Following Gonzaga’s loss to Arkansas in the Sweet 16, Holmgren relocated to Southern California for predraft training and has worked closely with the Santa Barbara-based P3 Peak Performance Project.

As of Monday, he’d already made another change of scenery, traveling to New York for NBA draft festivities.

“I think every little kid imagines it, but to actually be here sitting in New York City a few days away from the draft, it’s definitely a blessing,” he said. “I’m excited for it. I feel like no matter what level or what situation or what circumstances I’m in, I’m going to do whatever I have to do to be effective and help my team win. But I definitely see things in the NBA style of game I feel like I can thrive in with the spacing, the speed, with kind of the run and gun. There’s a 24-second shot clock; you’re getting up and down for 48 minutes.”

Holmgren credited Gonzaga for his development while responding to a question about why he elected to go the college route as opposed to playing for the increasingly popular NBA G-League Ignite.

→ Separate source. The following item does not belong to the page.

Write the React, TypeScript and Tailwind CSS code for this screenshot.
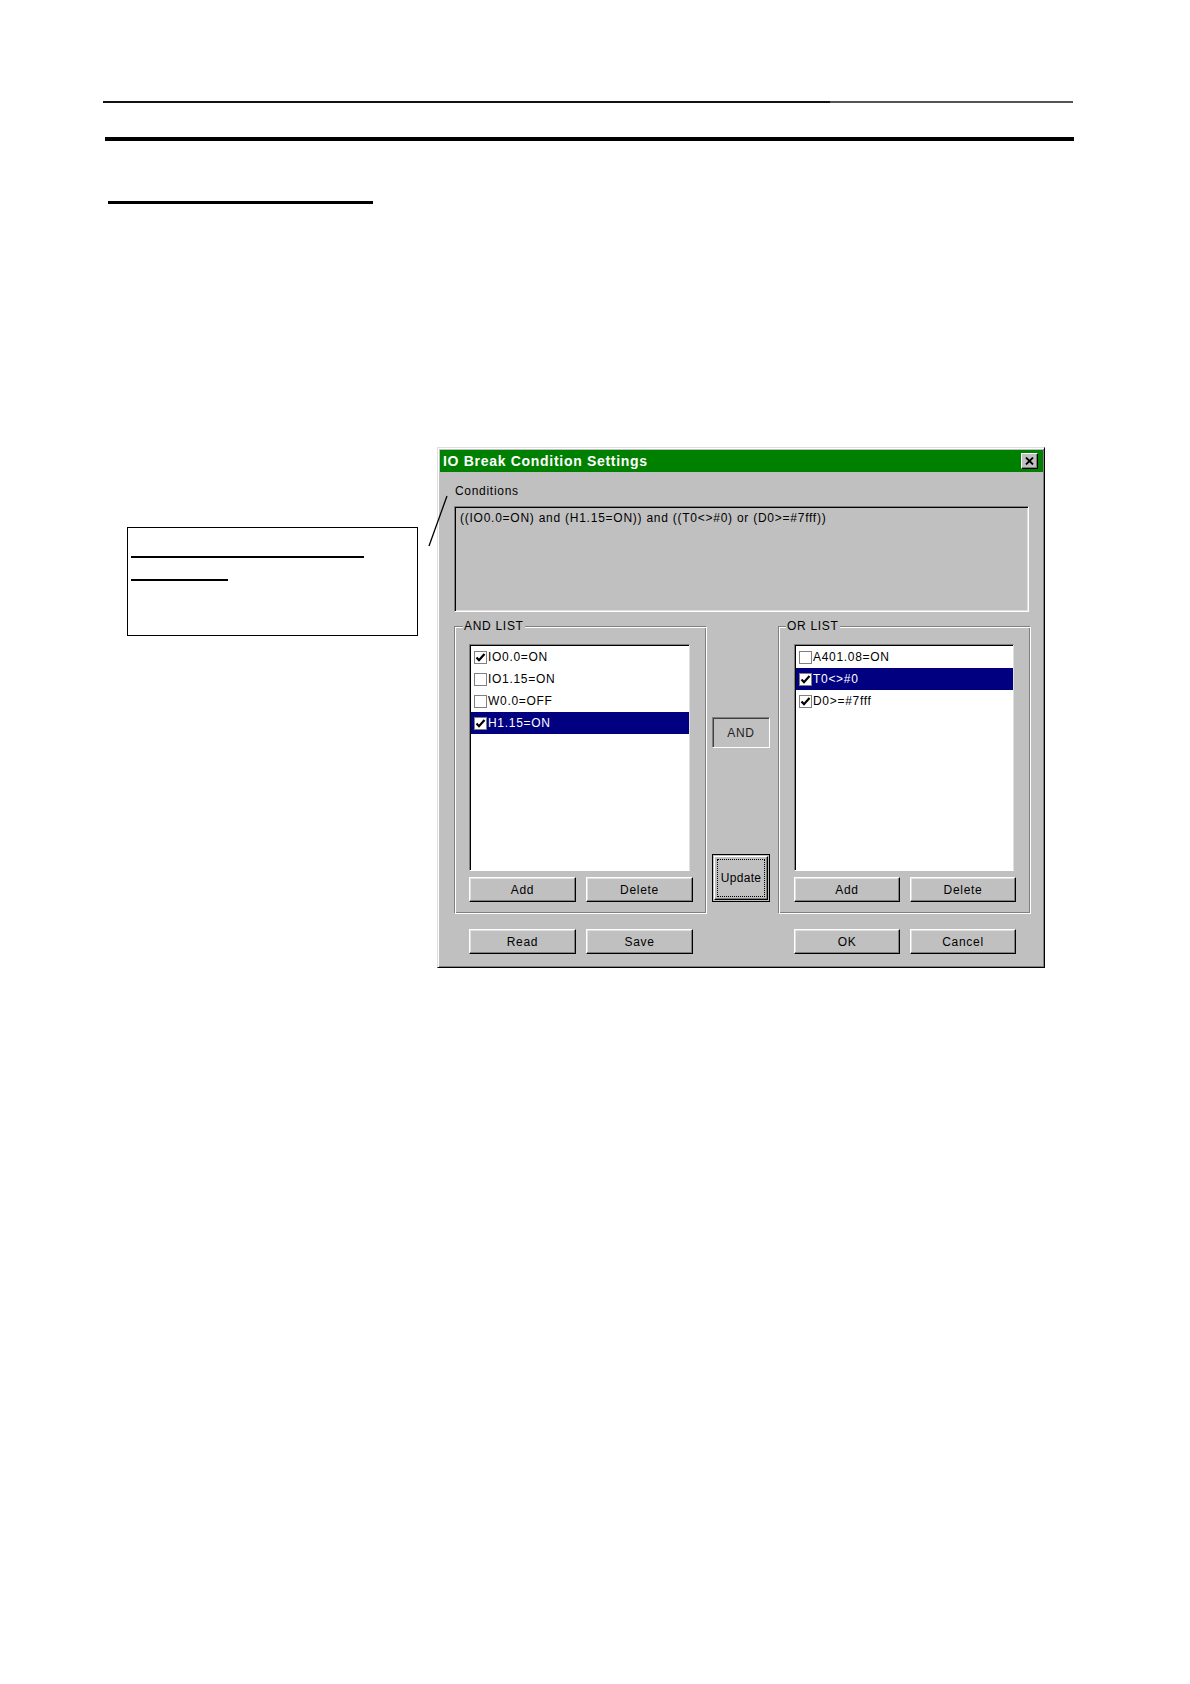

“I felt college was the best fit for me, playing for a coach like coach (Mark) Few,” Holmgren said. “He’s been doing it at such a high level for so long, I didn’t think I could find anybody to learn from and play for. As well as just trusting that tried and true path and continuing on that road he’s started paving at Gonzaga and just kind of jumping right in where the past guys have left off and just getting to work.”

The Athletic’s latest mock draft projects Nembhard going to the Denver Nuggets with the final pick (No. 30) of the first round while Vecenie tabs the point guard No. 40 on his big board, writing “At the end of the day, Nembhard is all about ball-screen dominance. He’s arguably the best operator out of ball screens in the draft class.”